Chu Po Yan

Personal information
- Date of birth: 1 August 2005 (age 20)
- Place of birth: Hong Kong
- Position: Striker

International career
- Years: Team / Apps / (Gls)
- Hong Kong

= Chu Po Yan =

Hong Kong footballer (born 2005)

Chu Po Yan (朱寶恩; born 1 August 2005) is a Hong Kong footballer who plays as a striker.

==Early life==

Chu was born in 2005 in Hong Kong. She attended Lam Tai Fai College in Hong Kong.

==Football career==

Chu played for Hong Kong side Citizen AA. She helped the club win the league.

==Style of play==

Chu mainly operates as a striker.
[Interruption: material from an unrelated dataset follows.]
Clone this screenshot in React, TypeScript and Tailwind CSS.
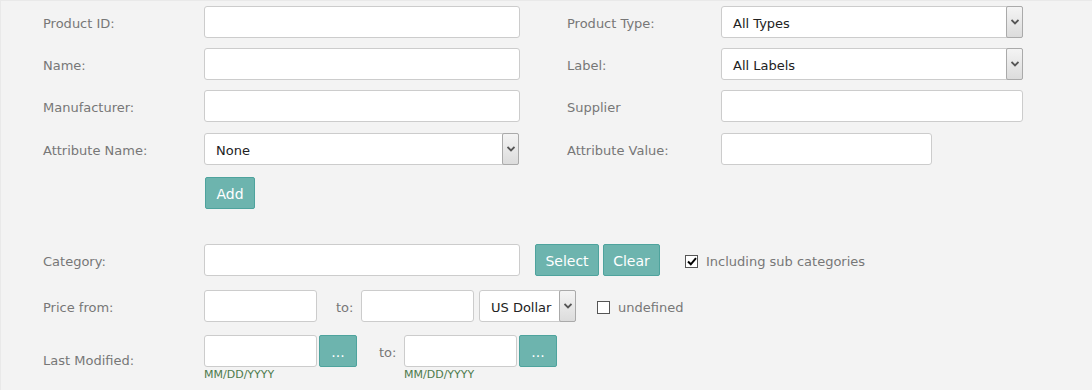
import React from "react";

const font = { fontFamily: '"DejaVu Sans", Verdana, sans-serif' };

function Label({ children, w = "w-[161px]" }: { children: React.ReactNode; w?: string }) {
  return <div className={`${w} shrink-0 pt-[4px] text-[13px] text-[#777]`}>{children}</div>;
}

function Input({ w }: { w: string }) {
  return <div className={`${w} h-[32px] shrink-0 rounded-[3px] border border-[#ccc] bg-white`} />;
}

function Chevron() {
  return (
    <svg width="8" height="6" viewBox="0 0 8 6">
      <path d="M0.5 1 L4 4.5 L7.5 1" stroke="#555" strokeWidth="1.8" fill="none" />
    </svg>
  );
}

function Select({ w, text }: { w: string; text: string }) {
  return (
    <div className={`${w} h-[32px] shrink-0 rounded-[3px] border border-[#ccc] bg-white flex items-stretch`}>
      <div className="flex-1 flex items-center pl-[11px] pt-[3px] text-[13px] text-[#222]">{text}</div>
      <div className="w-[17px] m-[-1px] flex items-center justify-center rounded-[2px] border border-[#aaa] bg-gradient-to-b from-[#f4f4f4] to-[#dcdcdc]">
        <Chevron />
      </div>
    </div>
  );
}

function Btn({ children, w }: { children: React.ReactNode; w: string }) {
  return (
    <div className={`${w} h-[32px] shrink-0 rounded-[2px] border border-[#4ea39d] bg-[#6db4ae] flex items-center justify-center pt-[2px] text-[14px] text-white`}>
      {children}
    </div>
  );
}

function Checkbox({ checked }: { checked?: boolean }) {
  return (
    <div className="w-[13px] h-[13px] mt-[3px] shrink-0 border border-[#555] bg-white flex items-center justify-center">
      {checked && (
        <svg width="10" height="9" viewBox="0 0 10 9">
          <path d="M1 4.5 L3.8 7.3 L9 1.2" stroke="#000" strokeWidth="2" fill="none" />
        </svg>
      )}
    </div>
  );
}

export default function App() {
  return (
    <div style={font} className="w-[1092px] h-[390px] bg-[#f3f3f3] border-t border-l border-[#e9e9e9] overflow-hidden">
      <div className="pl-[42px] pt-[5px] flex flex-col">
        <div className="flex items-center h-[32px]">
          <Label>Product ID:</Label>
          <Input w="w-[316px]" />
          <div className="w-[47px]" />
          <Label w="w-[154px]">Product Type:</Label>
          <Select w="w-[302px]" text="All Types" />
        </div>
        <div className="flex items-center h-[32px] mt-[10px]">
          <Label>Name:</Label>
          <Input w="w-[316px]" />
          <div className="w-[47px]" />
          <Label w="w-[154px]">Label:</Label>
          <Select w="w-[302px]" text="All Labels" />
        </div>
        <div className="flex items-center h-[32px] mt-[10px]">
          <Label>Manufacturer:</Label>
          <Input w="w-[316px]" />
          <div className="w-[47px]" />
          <Label w="w-[154px]">Supplier</Label>
          <Input w="w-[302px]" />
        </div>
        <div className="flex items-center h-[32px] mt-[11px]">
          <Label>Attribute Name:</Label>
          <Select w="w-[315px]" text="None" />
          <div className="w-[48px]" />
          <Label w="w-[154px]">Attribute Value:</Label>
          <Input w="w-[211px]" />
        </div>
        <div className="flex mt-[12px] pl-[162px]">
          <Btn w="w-[50px]">Add</Btn>
        </div>
        <div className="flex items-center h-[32px] mt-[35px]">
          <Label>Category:</Label>
          <Input w="w-[316px]" />
          <div className="w-[15px]" />
          <Btn w="w-[64px]">Select</Btn>
          <div className="w-[4px]" />
          <Btn w="w-[57px]">Clear</Btn>
          <div className="w-[25px]" />
          <Checkbox checked />
          <span className="ml-[8px] pt-[4px] text-[13px] text-[#777]">Including sub categories</span>
        </div>
        <div className="flex items-center h-[32px] mt-[14px]">
          <Label>Price from:</Label>
          <Input w="w-[113px]" />
          <span className="ml-[19px] w-[25px] pt-[4px] text-[13px] text-[#777]">to:</span>
          <Input w="w-[113px]" />
          <div className="w-[5px]" />
          <Select w="w-[97px]" text="US Dollar" />
          <div className="w-[21px]" />
          <Checkbox />
          <span className="ml-[8px] pt-[4px] text-[13px] text-[#777]">undefined</span>
        </div>
        <div className="flex items-start mt-[13px]">
          <div className="h-[32px] flex items-center pt-[16px]">
            <Label>Last Modified:</Label>
          </div>
          <div className="flex flex-col">
            <div className="flex items-center">
              <Input w="w-[113px]" />
              <div className="w-[2px]" />
              <Btn w="w-[38px]">...</Btn>
            </div>
            <div className="text-[11px] leading-[12px] mt-[2px] text-[#4c7a4c]">MM/DD/YYYY</div>
          </div>
          <div className="h-[32px] flex items-center">
            <span className="ml-[22px] w-[25px] pt-[4px] text-[13px] text-[#777]">to:</span>
          </div>
          <div className="flex flex-col">
            <div className="flex items-center">
              <Input w="w-[113px]" />
              <div className="w-[2px]" />
              <Btn w="w-[38px]">...</Btn>
            </div>
            <div className="text-[11px] leading-[12px] mt-[2px] text-[#4c7a4c]">MM/DD/YYYY</div>
          </div>
        </div>
      </div>
    </div>
  );
}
She has also operated as a full-back.

==International goals==

| No. | Date | Venue | Opponent | Score | Result | Competition |
| 1. | 8 April 2023 | Hisor Central Stadium, Hisor, Tajikistan | Pakistan | 1–0 | 2–0 | 2024 AFC Women's Olympic Qualifying Tournament |
| 2. | 4 December 2023 | Suoka Sports Training Base, Zhuhai, China | Mongolia | 6–0 | 6–0 | 2025 EAFF E-1 Football Championship |
| 3. | 22 October 2025 | Jockey Club HKFA Football Training Centre, Tseung Kwan O, Hong Kong | Malaysia | 2–2 | 3–2 | Friendly |
| 4. | 3–2 |

==Basketball career==

Chu is a Hong Kong basketball youth international. She played for the Hong Kong women's national under-18 basketball team at the 2023 East Asian Youth Games.